Zakka (26), salah seorang pelaku usaha yang menyandang disabilitas, mengingatkan, para pelaku usaha dari kaum disabilitas juga perlu dipercaya untuk membangun branding suatu produk dan mampu berinovasi.
”Kami yang (mengalami) disabilitas juga memiliki potensi untuk branding produk dari usaha yang kami miliki agar kami juga dapat berinovasi. Kami ingin tahu ketika kami melakukan kesalahan, misalnya, bagaimana cara konsumen percaya lagi pada usaha kaum disabilitas,” ujar Zakka dalam bahasa isyarat.
Nuning memaparkan, terdapat tiga pilar yang perlu dipertimbangkan para pelaku usaha dalam berinovasi, yaitu lingkungan, kesehatan, dan kesejahteraan, serta pilar ekonomi yang lebih inklusif.

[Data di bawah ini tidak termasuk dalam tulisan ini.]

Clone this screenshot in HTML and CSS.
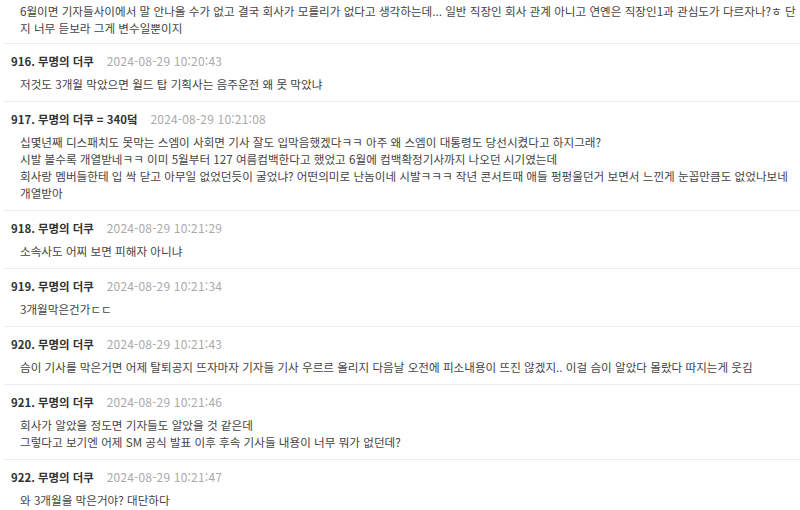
FILE: index.html
```html
<!DOCTYPE html>
<html lang="ko">
<head>
<meta charset="utf-8">
<title>댓글</title>
<link rel="stylesheet" href="styles.css">
</head>
<body>
<div class="comments">
  <div class="comment comment-cut">
    <div class="body">6월이면 기자들사이에서 말 안나올 수가 없고 결국 회사가 모를리가 없다고 생각하는데... 일반 직장인 회사 관계 아니고 연옌은 직장인1과 관심도가 다르자나?ㅎ 단<br>지 너무 듣보라 그게 변수일뿐이지</div>
  </div>
  <div class="comment">
    <div class="head"><span class="name">916. 무명의 더쿠</span><span class="date">2024-08-29 10:20:43</span></div>
    <div class="body">저것도 3개월 막았으면 월드 탑 기획사는 음주운전 왜 못 막았냐</div>
  </div>
  <div class="comment">
    <div class="head"><span class="name">917. 무명의 더쿠 = 340덬</span><span class="date">2024-08-29 10:21:08</span></div>
    <div class="body">십몇년째 디스패치도 못막는 스엠이 사회면 기사 잘도 입막음했겠다ㅋㅋ 아주 왜 스엠이 대통령도 당선시켰다고 하지그래?<br>시발 볼수록 개열받네ㅋㅋ 이미 5월부터 127 여름컴백한다고 했었고 6월에 컴백확정기사까지 나오던 시기였는데<br>회사랑 멤버들한테 입 싹 닫고 아무일 없었던듯이 굴었냐? 어떤의미로 난놈이네 시발ㅋㅋㅋ 작년 콘서트때 애들 펑펑울던거 보면서 느낀게 눈꼽만큼도 없었나보네<br>개열받아</div>
  </div>
  <div class="comment">
    <div class="head"><span class="name">918. 무명의 더쿠</span><span class="date">2024-08-29 10:21:29</span></div>
    <div class="body">소속사도 어찌 보면 피해자 아니냐</div>
  </div>
  <div class="comment">
    <div class="head"><span class="name">919. 무명의 더쿠</span><span class="date">2024-08-29 10:21:34</span></div>
    <div class="body">3개월막은건가ㄷㄷ</div>
  </div>
  <div class="comment">
    <div class="head"><span class="name">920. 무명의 더쿠</span><span class="date">2024-08-29 10:21:43</span></div>
    <div class="body">슴이 기사를 막은거면 어제 탈퇴공지 뜨자마자 기자들 기사 우르르 올리지 다음날 오전에 피소내용이 뜨진 않겠지.. 이걸 슴이 알았다 몰랐다 따지는게 웃김</div>
  </div>
  <div class="comment">
    <div class="head"><span class="name">921. 무명의 더쿠</span><span class="date">2024-08-29 10:21:46</span></div>
    <div class="body">회사가 알았을 정도면 기자들도 알았을 것 같은데<br>그렇다고 보기엔 어제 SM 공식 발표 이후 후속 기사들 내용이 너무 뭐가 없던데?</div>
  </div>
  <div class="comment">
    <div class="head"><span class="name">922. 무명의 더쿠</span><span class="date">2024-08-29 10:21:47</span></div>
    <div class="body">와 3개월을 막은거야? 대단하다</div>
  </div>
</div>
</body>
</html>
```
FILE: styles.css
```css
html, body {
  margin: 0;
  padding: 0;
  background: #ffffff;
}
body {
  font-family: "Noto Sans CJK KR", "Noto Sans", sans-serif;
  font-size: 11.6px;
  color: #444;
}
.comments {
  padding-left: 4px;
}
.comment {
  border-top: 1px solid #ececec;
  padding: 8px 0 8px 7px;
}
.comment-cut {
  border-top: 0;
  padding-top: 3px;
  padding-bottom: 6px;
}
.head {
  display: flex;
  align-items: baseline;
  gap: 13px;
  height: 17px;
  line-height: 17px;
  margin-bottom: 7px;
}
.name {
  font-weight: 700;
  color: #333;
  font-size: 11.4px;
}
.date {
  font-size: 12px;
  letter-spacing: 0.2px;
  color: #aaa;
}
.body {
  padding-left: 9px;
  line-height: 17px;
  white-space: nowrap;
}
```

Berdasarkan studi Unilever, sebanyak 87 persen generasi milenial di 60 negara merasa lebih setia kepada perusahaan yang berinovasi dengan mementingkan isu sosial dan lingkungan. Adapun 72 persen generasi Z menilai branding berperan sangat penting dalam kehidupan sosial dan bertanggung jawab untuk menjadikan perusahaan lebih baik.
”Produk yang dibuat oleh sebuah perusahaan perlu memiliki tujuan dan memiliki ’jiwa’. Artinya, membangun sebuah brand itu dimulai dari masyarakat terlebih dahulu lewat tiga pilar,” kata Nuning.

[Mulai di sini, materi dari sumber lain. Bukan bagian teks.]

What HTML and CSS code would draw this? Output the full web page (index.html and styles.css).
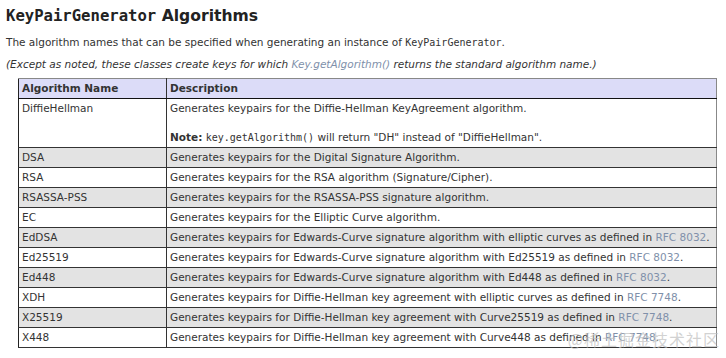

Peningkatan branding perlu dilakukan dengan memperhatikan target pasar produk tersebut. Produk perlu diolah dan dikemas mengikuti sesuai dengan tren dan perubahan zaman untuk menjangkau lebih banyak konsumen serta memberikan lebih banyak manfaat.
”Merek sebuah produk harus bisa menyentuh konsumen sehingga produk tersebut dapat bertumbuh. Selain itu, branding juga perlu berubah seiring berjalannya waktu dan bergantinya tren,” kata Nuning.